Reproduce the full listing below unchanged, apart from the pictures.

______________________________

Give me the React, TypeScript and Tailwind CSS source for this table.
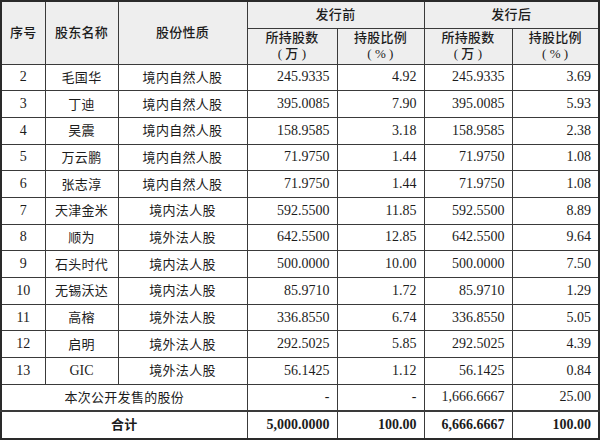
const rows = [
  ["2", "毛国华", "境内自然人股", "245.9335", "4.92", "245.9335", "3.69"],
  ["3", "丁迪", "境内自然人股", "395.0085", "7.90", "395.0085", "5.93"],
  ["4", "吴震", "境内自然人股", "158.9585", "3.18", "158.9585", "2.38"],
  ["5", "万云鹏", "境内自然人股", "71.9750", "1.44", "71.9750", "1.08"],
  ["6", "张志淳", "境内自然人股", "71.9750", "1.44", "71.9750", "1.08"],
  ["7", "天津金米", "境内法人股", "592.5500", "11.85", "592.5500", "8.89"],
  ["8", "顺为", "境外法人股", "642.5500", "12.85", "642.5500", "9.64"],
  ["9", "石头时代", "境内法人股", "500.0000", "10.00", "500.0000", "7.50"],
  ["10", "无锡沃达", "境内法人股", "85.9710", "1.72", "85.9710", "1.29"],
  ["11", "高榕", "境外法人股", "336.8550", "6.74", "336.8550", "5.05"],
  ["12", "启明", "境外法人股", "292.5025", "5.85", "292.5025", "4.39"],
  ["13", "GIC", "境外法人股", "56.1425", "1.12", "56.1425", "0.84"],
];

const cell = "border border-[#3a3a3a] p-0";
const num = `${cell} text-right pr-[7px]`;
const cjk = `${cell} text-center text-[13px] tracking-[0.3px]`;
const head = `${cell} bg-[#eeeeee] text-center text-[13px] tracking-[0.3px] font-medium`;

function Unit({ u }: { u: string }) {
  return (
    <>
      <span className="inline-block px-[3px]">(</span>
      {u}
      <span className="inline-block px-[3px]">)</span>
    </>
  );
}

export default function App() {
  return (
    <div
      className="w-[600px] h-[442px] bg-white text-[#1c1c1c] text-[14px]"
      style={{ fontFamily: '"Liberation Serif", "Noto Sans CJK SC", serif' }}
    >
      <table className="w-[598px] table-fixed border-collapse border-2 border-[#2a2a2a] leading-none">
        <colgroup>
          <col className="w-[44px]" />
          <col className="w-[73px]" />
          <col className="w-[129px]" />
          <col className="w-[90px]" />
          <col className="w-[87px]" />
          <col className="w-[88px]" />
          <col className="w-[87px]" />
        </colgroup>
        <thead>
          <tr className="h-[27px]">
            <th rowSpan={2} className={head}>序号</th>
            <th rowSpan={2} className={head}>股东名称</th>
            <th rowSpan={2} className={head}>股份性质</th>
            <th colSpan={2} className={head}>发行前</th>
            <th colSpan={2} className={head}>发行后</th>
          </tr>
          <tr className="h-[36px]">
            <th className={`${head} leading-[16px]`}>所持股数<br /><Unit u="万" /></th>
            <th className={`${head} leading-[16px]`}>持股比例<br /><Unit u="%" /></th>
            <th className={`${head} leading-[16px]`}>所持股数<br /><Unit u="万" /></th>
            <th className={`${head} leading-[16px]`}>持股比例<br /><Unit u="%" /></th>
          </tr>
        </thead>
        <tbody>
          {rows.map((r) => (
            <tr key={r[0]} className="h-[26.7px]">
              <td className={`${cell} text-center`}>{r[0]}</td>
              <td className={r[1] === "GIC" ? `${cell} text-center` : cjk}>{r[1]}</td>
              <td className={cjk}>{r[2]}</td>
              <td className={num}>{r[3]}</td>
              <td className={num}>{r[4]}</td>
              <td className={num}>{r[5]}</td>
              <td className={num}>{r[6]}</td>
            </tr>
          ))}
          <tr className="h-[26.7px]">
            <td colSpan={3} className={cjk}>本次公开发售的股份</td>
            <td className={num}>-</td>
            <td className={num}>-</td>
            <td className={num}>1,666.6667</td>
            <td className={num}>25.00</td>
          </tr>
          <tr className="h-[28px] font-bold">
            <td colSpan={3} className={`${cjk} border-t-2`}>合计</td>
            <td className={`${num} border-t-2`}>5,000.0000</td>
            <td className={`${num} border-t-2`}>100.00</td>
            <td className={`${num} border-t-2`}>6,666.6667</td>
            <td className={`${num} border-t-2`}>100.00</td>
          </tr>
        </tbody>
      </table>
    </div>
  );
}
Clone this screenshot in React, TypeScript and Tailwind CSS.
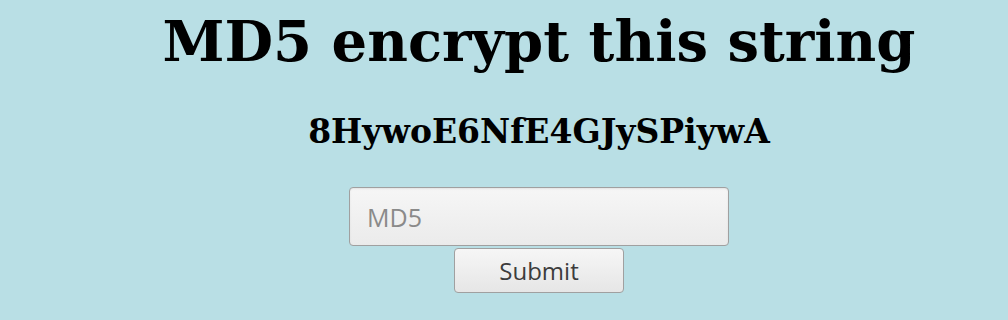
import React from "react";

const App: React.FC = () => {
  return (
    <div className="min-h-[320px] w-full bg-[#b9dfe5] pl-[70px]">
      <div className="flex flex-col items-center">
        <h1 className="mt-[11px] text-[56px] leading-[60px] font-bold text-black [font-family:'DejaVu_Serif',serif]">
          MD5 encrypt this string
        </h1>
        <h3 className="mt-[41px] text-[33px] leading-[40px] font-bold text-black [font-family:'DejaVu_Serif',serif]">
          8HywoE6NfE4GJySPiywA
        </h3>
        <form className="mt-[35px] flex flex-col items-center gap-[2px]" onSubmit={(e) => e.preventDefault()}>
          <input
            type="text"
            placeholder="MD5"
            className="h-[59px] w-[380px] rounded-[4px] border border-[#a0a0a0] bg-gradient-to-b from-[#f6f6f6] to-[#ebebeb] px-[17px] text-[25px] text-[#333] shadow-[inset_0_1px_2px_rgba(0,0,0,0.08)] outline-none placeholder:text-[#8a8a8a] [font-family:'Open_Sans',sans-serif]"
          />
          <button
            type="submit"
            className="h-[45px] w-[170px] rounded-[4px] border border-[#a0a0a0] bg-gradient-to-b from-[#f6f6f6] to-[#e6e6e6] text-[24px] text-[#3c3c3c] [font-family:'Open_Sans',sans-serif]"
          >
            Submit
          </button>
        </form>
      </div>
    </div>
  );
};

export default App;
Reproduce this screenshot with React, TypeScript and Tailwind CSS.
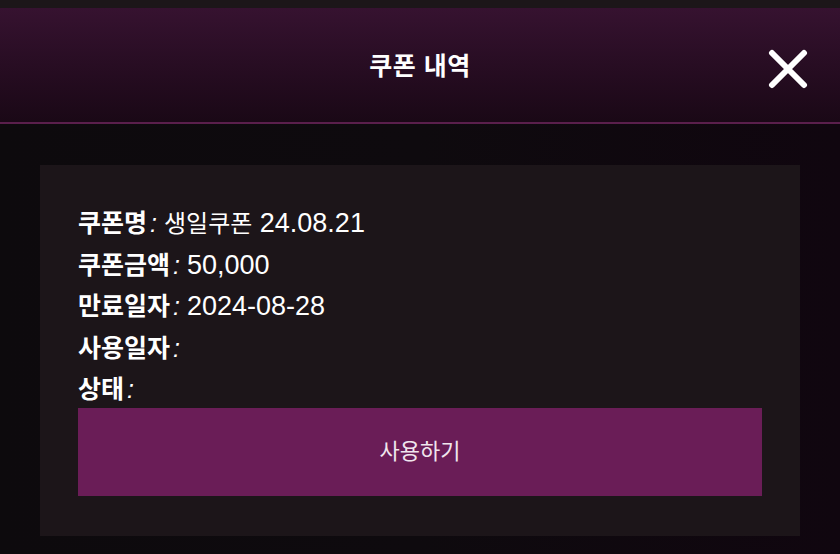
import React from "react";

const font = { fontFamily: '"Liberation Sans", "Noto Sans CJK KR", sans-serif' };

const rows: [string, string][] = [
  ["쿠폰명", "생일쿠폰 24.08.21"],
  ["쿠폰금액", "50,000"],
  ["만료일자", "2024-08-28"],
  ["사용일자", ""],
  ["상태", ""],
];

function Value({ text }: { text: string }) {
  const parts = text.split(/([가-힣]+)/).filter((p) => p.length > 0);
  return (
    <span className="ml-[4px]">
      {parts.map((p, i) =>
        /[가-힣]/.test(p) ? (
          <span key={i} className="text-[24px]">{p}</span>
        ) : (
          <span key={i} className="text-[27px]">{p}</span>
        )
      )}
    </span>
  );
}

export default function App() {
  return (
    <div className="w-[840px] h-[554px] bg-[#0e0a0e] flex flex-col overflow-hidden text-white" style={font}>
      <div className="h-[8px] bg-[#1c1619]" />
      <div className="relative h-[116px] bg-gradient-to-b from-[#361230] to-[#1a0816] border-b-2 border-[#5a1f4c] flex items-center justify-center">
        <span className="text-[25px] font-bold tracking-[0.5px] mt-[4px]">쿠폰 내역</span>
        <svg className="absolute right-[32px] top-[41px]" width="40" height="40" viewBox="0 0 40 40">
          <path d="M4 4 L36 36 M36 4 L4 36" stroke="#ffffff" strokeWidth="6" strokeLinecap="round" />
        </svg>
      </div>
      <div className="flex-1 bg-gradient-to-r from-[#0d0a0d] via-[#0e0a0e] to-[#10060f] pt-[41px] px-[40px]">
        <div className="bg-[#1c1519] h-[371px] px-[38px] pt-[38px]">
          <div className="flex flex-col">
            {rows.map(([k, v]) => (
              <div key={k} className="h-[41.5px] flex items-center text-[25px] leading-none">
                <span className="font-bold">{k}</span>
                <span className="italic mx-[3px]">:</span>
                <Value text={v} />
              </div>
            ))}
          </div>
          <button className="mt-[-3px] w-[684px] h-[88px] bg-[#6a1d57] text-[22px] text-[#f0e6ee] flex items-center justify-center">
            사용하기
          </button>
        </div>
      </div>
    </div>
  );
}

______________________________

SOLUTION TO THE EXERCISE
Give me the React, TypeScript and Tailwind CSS source for this table.
const rows = [
  ["2", "毛国华", "境内自然人股", "245.9335", "4.92", "245.9335", "3.69"],
  ["3", "丁迪", "境内自然人股", "395.0085", "7.90", "395.0085", "5.93"],
  ["4", "吴震", "境内自然人股", "158.9585", "3.18", "158.9585", "2.38"],
  ["5", "万云鹏", "境内自然人股", "71.9750", "1.44", "71.9750", "1.08"],
  ["6", "张志淳", "境内自然人股", "71.9750", "1.44", "71.9750", "1.08"],
  ["7", "天津金米", "境内法人股", "592.5500", "11.85", "592.5500", "8.89"],
  ["8", "顺为", "境外法人股", "642.5500", "12.85", "642.5500", "9.64"],
  ["9", "石头时代", "境内法人股", "500.0000", "10.00", "500.0000", "7.50"],
  ["10", "无锡沃达", "境内法人股", "85.9710", "1.72", "85.9710", "1.29"],
  ["11", "高榕", "境外法人股", "336.8550", "6.74", "336.8550", "5.05"],
  ["12", "启明", "境外法人股", "292.5025", "5.85", "292.5025", "4.39"],
  ["13", "GIC", "境外法人股", "56.1425", "1.12", "56.1425", "0.84"],
];

const cell = "border border-[#3a3a3a] p-0";
const num = `${cell} text-right pr-[7px]`;
const cjk = `${cell} text-center text-[13px] tracking-[0.3px]`;
const head = `${cell} bg-[#eeeeee] text-center text-[13px] tracking-[0.3px] font-medium`;

function Unit({ u }: { u: string }) {
  return (
    <>
      <span className="inline-block px-[3px]">(</span>
      {u}
      <span className="inline-block px-[3px]">)</span>
    </>
  );
}

export default function App() {
  return (
    <div
      className="w-[600px] h-[442px] bg-white text-[#1c1c1c] text-[14px]"
      style={{ fontFamily: '"Liberation Serif", "Noto Sans CJK SC", serif' }}
    >
      <table className="w-[598px] table-fixed border-collapse border-2 border-[#2a2a2a] leading-none">
        <colgroup>
          <col className="w-[44px]" />
          <col className="w-[73px]" />
          <col className="w-[129px]" />
          <col className="w-[90px]" />
          <col className="w-[87px]" />
          <col className="w-[88px]" />
          <col className="w-[87px]" />
        </colgroup>
        <thead>
          <tr className="h-[27px]">
            <th rowSpan={2} className={head}>序号</th>
            <th rowSpan={2} className={head}>股东名称</th>
            <th rowSpan={2} className={head}>股份性质</th>
            <th colSpan={2} className={head}>发行前</th>
            <th colSpan={2} className={head}>发行后</th>
          </tr>
          <tr className="h-[36px]">
            <th className={`${head} leading-[16px]`}>所持股数<br /><Unit u="万" /></th>
            <th className={`${head} leading-[16px]`}>持股比例<br /><Unit u="%" /></th>
            <th className={`${head} leading-[16px]`}>所持股数<br /><Unit u="万" /></th>
            <th className={`${head} leading-[16px]`}>持股比例<br /><Unit u="%" /></th>
          </tr>
        </thead>
        <tbody>
          {rows.map((r) => (
            <tr key={r[0]} className="h-[26.7px]">
              <td className={`${cell} text-center`}>{r[0]}</td>
              <td className={r[1] === "GIC" ? `${cell} text-center` : cjk}>{r[1]}</td>
              <td className={cjk}>{r[2]}</td>
              <td className={num}>{r[3]}</td>
              <td className={num}>{r[4]}</td>
              <td className={num}>{r[5]}</td>
              <td className={num}>{r[6]}</td>
            </tr>
          ))}
          <tr className="h-[26.7px]">
            <td colSpan={3} className={cjk}>本次公开发售的股份</td>
            <td className={num}>-</td>
            <td className={num}>-</td>
            <td className={num}>1,666.6667</td>
            <td className={num}>25.00</td>
          </tr>
          <tr className="h-[28px] font-bold">
            <td colSpan={3} className={`${cjk} border-t-2`}>合计</td>
            <td className={`${num} border-t-2`}>5,000.0000</td>
            <td className={`${num} border-t-2`}>100.00</td>
            <td className={`${num} border-t-2`}>6,666.6667</td>
            <td className={`${num} border-t-2`}>100.00</td>
          </tr>
        </tbody>
      </table>
    </div>
  );
}
Clone this screenshot in React, TypeScript and Tailwind CSS.
import React from "react";

const App: React.FC = () => {
  return (
    <div className="min-h-[320px] w-full bg-[#b9dfe5] pl-[70px]">
      <div className="flex flex-col items-center">
        <h1 className="mt-[11px] text-[56px] leading-[60px] font-bold text-black [font-family:'DejaVu_Serif',serif]">
          MD5 encrypt this string
        </h1>
        <h3 className="mt-[41px] text-[33px] leading-[40px] font-bold text-black [font-family:'DejaVu_Serif',serif]">
          8HywoE6NfE4GJySPiywA
        </h3>
        <form className="mt-[35px] flex flex-col items-center gap-[2px]" onSubmit={(e) => e.preventDefault()}>
          <input
            type="text"
            placeholder="MD5"
            className="h-[59px] w-[380px] rounded-[4px] border border-[#a0a0a0] bg-gradient-to-b from-[#f6f6f6] to-[#ebebeb] px-[17px] text-[25px] text-[#333] shadow-[inset_0_1px_2px_rgba(0,0,0,0.08)] outline-none placeholder:text-[#8a8a8a] [font-family:'Open_Sans',sans-serif]"
          />
          <button
            type="submit"
            className="h-[45px] w-[170px] rounded-[4px] border border-[#a0a0a0] bg-gradient-to-b from-[#f6f6f6] to-[#e6e6e6] text-[24px] text-[#3c3c3c] [font-family:'Open_Sans',sans-serif]"
          >
            Submit
          </button>
        </form>
      </div>
    </div>
  );
};

export default App;
Reproduce this screenshot with React, TypeScript and Tailwind CSS.
import React from "react";

const font = { fontFamily: '"Liberation Sans", "Noto Sans CJK KR", sans-serif' };

const rows: [string, string][] = [
  ["쿠폰명", "생일쿠폰 24.08.21"],
  ["쿠폰금액", "50,000"],
  ["만료일자", "2024-08-28"],
  ["사용일자", ""],
  ["상태", ""],
];

function Value({ text }: { text: string }) {
  const parts = text.split(/([가-힣]+)/).filter((p) => p.length > 0);
  return (
    <span className="ml-[4px]">
      {parts.map((p, i) =>
        /[가-힣]/.test(p) ? (
          <span key={i} className="text-[24px]">{p}</span>
        ) : (
          <span key={i} className="text-[27px]">{p}</span>
        )
      )}
    </span>
  );
}

export default function App() {
  return (
    <div className="w-[840px] h-[554px] bg-[#0e0a0e] flex flex-col overflow-hidden text-white" style={font}>
      <div className="h-[8px] bg-[#1c1619]" />
      <div className="relative h-[116px] bg-gradient-to-b from-[#361230] to-[#1a0816] border-b-2 border-[#5a1f4c] flex items-center justify-center">
        <span className="text-[25px] font-bold tracking-[0.5px] mt-[4px]">쿠폰 내역</span>
        <svg className="absolute right-[32px] top-[41px]" width="40" height="40" viewBox="0 0 40 40">
          <path d="M4 4 L36 36 M36 4 L4 36" stroke="#ffffff" strokeWidth="6" strokeLinecap="round" />
        </svg>
      </div>
      <div className="flex-1 bg-gradient-to-r from-[#0d0a0d] via-[#0e0a0e] to-[#10060f] pt-[41px] px-[40px]">
        <div className="bg-[#1c1519] h-[371px] px-[38px] pt-[38px]">
          <div className="flex flex-col">
            {rows.map(([k, v]) => (
              <div key={k} className="h-[41.5px] flex items-center text-[25px] leading-none">
                <span className="font-bold">{k}</span>
                <span className="italic mx-[3px]">:</span>
                <Value text={v} />
              </div>
            ))}
          </div>
          <button className="mt-[-3px] w-[684px] h-[88px] bg-[#6a1d57] text-[22px] text-[#f0e6ee] flex items-center justify-center">
            사용하기
          </button>
        </div>
      </div>
    </div>
  );
}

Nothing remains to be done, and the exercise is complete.